Texto publicado durante o Mundial 2022 atualizado depois de Diogo Costa se tornar o primeiro guarda-redes a defender três penáltis num Europeu esta segunda-feira, dia 1
Nem William Carvalho, colega de equipa de Diogo Costa na Seleção Nacional, conhecia o detalhe. “O Diogo é um excelente guarda-redes, temos três excelentes guarda-redes. Nos últimos jogos tem jogado o Diogo, como podia jogar qualquer um dos outros dois. Em relação ao facto de o Diogo ter nascido na Suíça…. Por acaso nem sabia”, atirou o médio do Betis, numa conferência de imprensa diária no Qatar, no Mundial de 2022.
Profundamente reservado, tímido no trato e sempre preocupado em resguardar a vida pessoal para esse mesmo propósito, o lado pessoal, a verdade é que Diogo Costa carrega no documento de identificação esse pormaior — nasceu na Suíça, país para onde os pais tinham emigrado e só viveu em Portugal a partir dos sete anos.
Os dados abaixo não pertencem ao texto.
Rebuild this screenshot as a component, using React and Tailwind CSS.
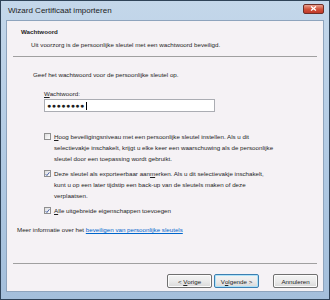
import React from "react";

const font = { fontFamily: '"Liberation Sans", Arial, sans-serif' };

function Check({ checked }) {
  return (
    <span className="mt-[2px] flex h-[7px] w-[7px] shrink-0 items-center justify-center border border-[#8f8f8f] bg-gradient-to-br from-[#dcdcdc] to-[#ffffff]">
      {checked && (
        <svg width="6" height="6" viewBox="0 0 6 6">
          <path d="M0.8 3.2 L2.3 4.8 L5.3 0.9" fill="none" stroke="#3a55a0" strokeWidth="1.1" />
        </svg>
      )}
    </span>
  );
}

function Btn({ children, focused }) {
  return (
    <div
      className={
        "flex h-[14px] w-[45px] items-center justify-center whitespace-pre rounded-[2px] border text-[#222] bg-gradient-to-b from-[#f4f4f4] via-[#ebebeb] to-[#d9d9d9] " +
        (focused ? "border-[#3c7fb1] shadow-[inset_0_0_0_1px_#aee3f9]" : "border-[#707070] shadow-[inset_0_0_0_1px_#fcfcfc]")
      }
    >
      {children}
    </div>
  );
}

export default function App() {
  return (
    <div
      className="flex h-[300px] w-[330px] flex-col border border-[#2f4358] bg-gradient-to-b from-[#c4d7ea] via-[#b2cbe4] to-[#a4bfdb] text-[6.2px] leading-[11px] text-[#1e1e1e]"
      style={font}
    >
      <div className="flex h-[19px] shrink-0 items-center justify-between pl-[7px] pr-[5px]">
        <span className="text-[8px] text-[#1c1c1c]">Wizard Certificaat importeren</span>
        <div className="-mt-[4px] flex h-[10px] w-[21px] items-center justify-center rounded-[2px] border border-[#6e2e27] bg-gradient-to-b from-[#e8a08f] via-[#d2533b] to-[#c0392a]">
          <svg width="7" height="5" viewBox="0 0 7 5">
            <path d="M1 0.5 L6 4.5 M6 0.5 L1 4.5" stroke="white" strokeWidth="1.3" />
          </svg>
        </div>
      </div>
      <div className="mx-[5px] mb-[7px] flex flex-1 flex-col border border-[#8ea4bd] bg-[#f5f2f5]">
        <div className="pl-[14px] pt-[5px]">
          <div className="font-bold">Wachtwoord</div>
          <div className="pl-[10px] pt-[2px]">Uit voorzorg is de persoonlijke sleutel met een wachtwoord beveiligd.</div>
        </div>
        <div className="mx-[6px] mt-[6px] h-[2px] border-t border-[#a0a0a0] border-b-white" />
        <div className="flex flex-col pl-[26px] pt-[11px]">
          <div>Geef het wachtwoord voor de persoonlijke sleutel op.</div>
          <div className="pl-[11px] pt-[8px]">
            <span className="underline">W</span>achtwoord:
          </div>
          <div className="ml-[11px] flex h-[13px] w-[171px] items-center border border-[#abadb3] bg-white pl-[2px] text-[7px] tracking-[0.5px]">
            ●●●●●●●●<span className="ml-[1px] h-[8px] w-[1px] bg-black" />
          </div>
          <div className="flex flex-col gap-[4px] pl-[11px] pt-[19px]">
            <div className="flex gap-[3px]">
              <Check />
              <div className="whitespace-nowrap">
                <span className="underline">H</span>oog beveiligingsniveau met een persoonlijke sleutel instellen. Als u dit
                <br />
                selectievakje inschakelt, krijgt u elke keer een waarschuwing als de persoonlijke
                <br />
                sleutel door een toepassing wordt gebruikt.
              </div>
            </div>
            <div className="flex gap-[3px]">
              <Check checked />
              <div className="whitespace-nowrap">
                Deze sleutel als exporteerbaar aan<span className="underline">m</span>erken. Als u dit selectievakje inschakelt,
                <br />
                kunt u op een later tijdstip een back-up van de sleutels maken of deze
                <br />
                verplaatsen.
              </div>
            </div>
            <div className="flex gap-[3px]">
              <Check checked />
              <div>
                <span className="underline">A</span>lle uitgebreide eigenschappen toevoegen
              </div>
            </div>
          </div>
        </div>
        <div className="pl-[10px] pt-[8px]">
          Meer informatie over het{" "}
          <span className="text-[#0066cc] underline">beveiligen van persoonlijke sleutels</span>
        </div>
        <div className="flex-1" />
        <div className="mx-[6px] h-[2px] border-t border-[#a0a0a0] border-b-white" />
        <div className="flex justify-end gap-[2px] px-[5px] pb-[3px] pt-[9px]">
          <Btn>
            <span>{"< "}</span>
            <span className="underline">V</span>
            <span>orige</span>
          </Btn>
          <Btn focused>
            <span>V</span>
            <span className="underline">o</span>
            <span>{"lgende >"}</span>
          </Btn>
          <div className="w-[10px]" />
          <Btn>Annuleren</Btn>
        </div>
      </div>
    </div>
  );
}
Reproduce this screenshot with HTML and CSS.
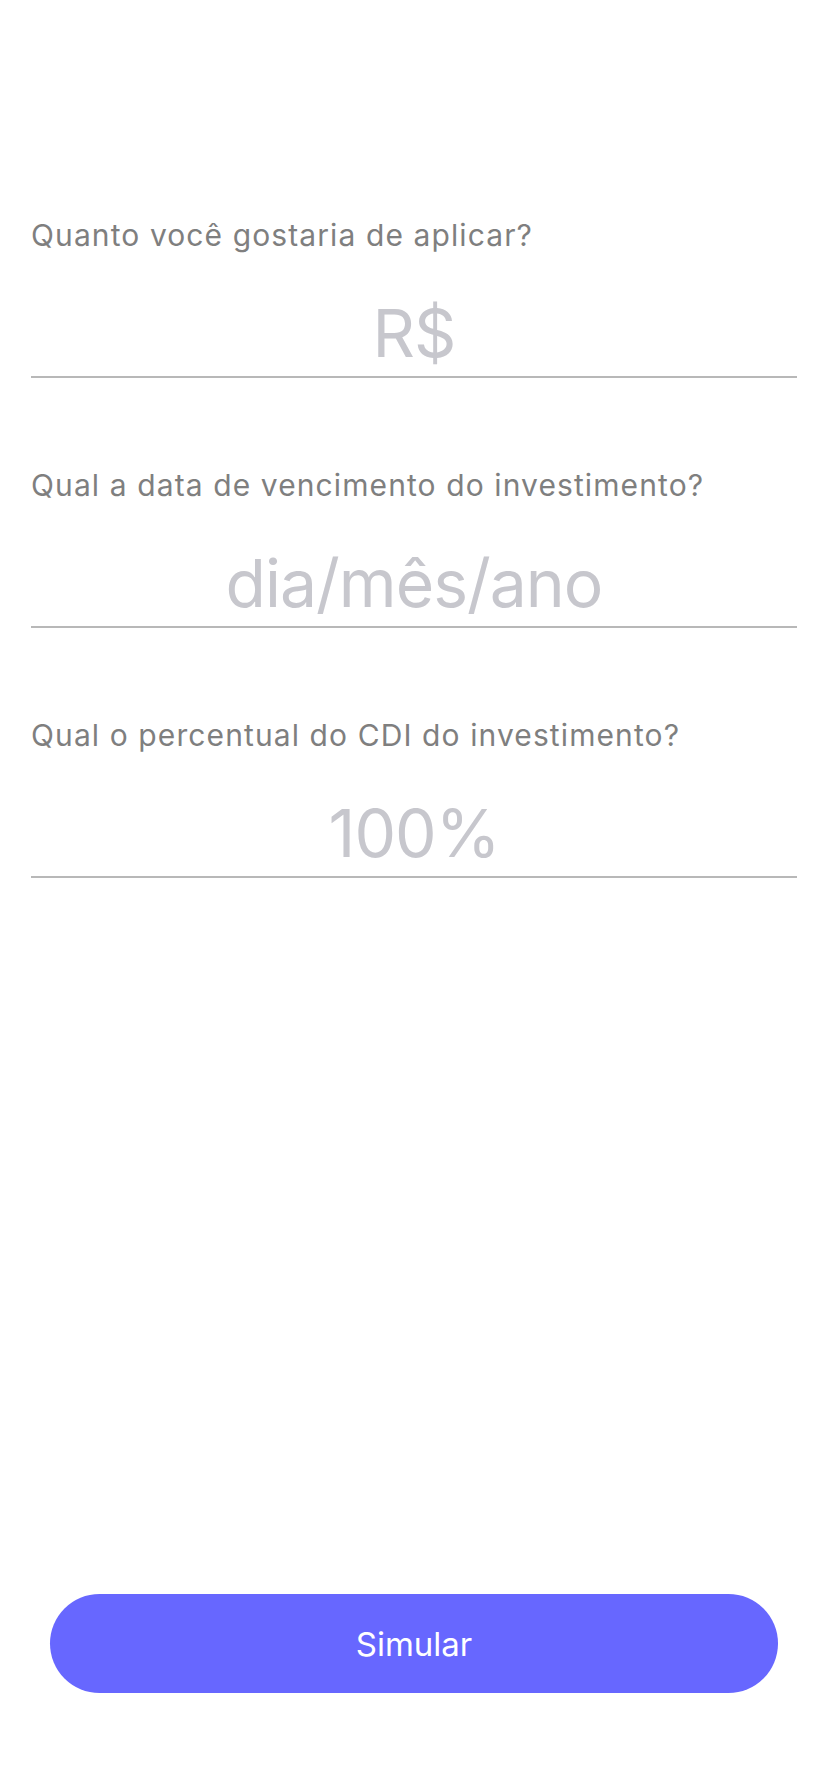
FILE: index.html
```html
<!DOCTYPE html>
<html lang="pt-BR">
<head>
<meta charset="utf-8">
<title>Simulador</title>
<link rel="stylesheet" href="styles.css">
</head>
<body>
<main class="screen">
  <form class="form">
    <div class="field">
      <label class="field-label">Quanto você gostaria de aplicar?</label>
      <div class="field-input">R$</div>
    </div>
    <div class="field">
      <label class="field-label">Qual a data de vencimento do investimento?</label>
      <div class="field-input">dia/mês/ano</div>
    </div>
    <div class="field">
      <label class="field-label">Qual o percentual do CDI do investimento?</label>
      <div class="field-input">100%</div>
    </div>
  </form>
  <button class="submit" type="button">Simular</button>
</main>
</body>
</html>
```

FILE: styles.css
```css
html, body {
  margin: 0;
  padding: 0;
  background: #ffffff;
}

.screen {
  min-height: 100vh;
  display: flex;
  flex-direction: column;
  font-family: Inter, "Noto Sans", sans-serif;
}

.form {
  display: flex;
  flex-direction: column;
  gap: 87px;
  padding: 215px 31px 0;
  margin: 0;
}

.field {
  display: flex;
  flex-direction: column;
  gap: 38px;
}

.field-label {
  font-size: 30px;
  line-height: 40px;
  letter-spacing: 1.1px;
  color: #7f7f7f;
}

.field-input {
  font-size: 66px;
  line-height: 80px;
  letter-spacing: -1px;
  padding-bottom: 3px;
  text-align: center;
  color: #c7c7cd;
  border-bottom: 2px solid #b8b8b8;
}

.submit {
  margin: auto 50px 99px;
  height: 99px;
  border: 0;
  border-radius: 50px;
  background: #6767ff;
  color: #ffffff;
  font-family: Inter, "Noto Sans", sans-serif;
  font-size: 33px;
  padding: 0;
}
```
De Rothrist à Vila das Aves para fazer nascer um guarda-redes que queria marcar golos
Diogo Costa, cuja maturidade em campo até mascara os parcos 25 anos que tem, nasceu em setembro de 1999 em Rothrist, uma localidade no cantão de Aargau, no norte da Suíça, entre Basileia e Zurique. Francisco da Costa e Armanda Meireles, os pais do guarda-redes, mudaram-se para o pequeno país do centro da Europa durante os anos 90 e tiveram o único filho bem perto das margens do rio Aar.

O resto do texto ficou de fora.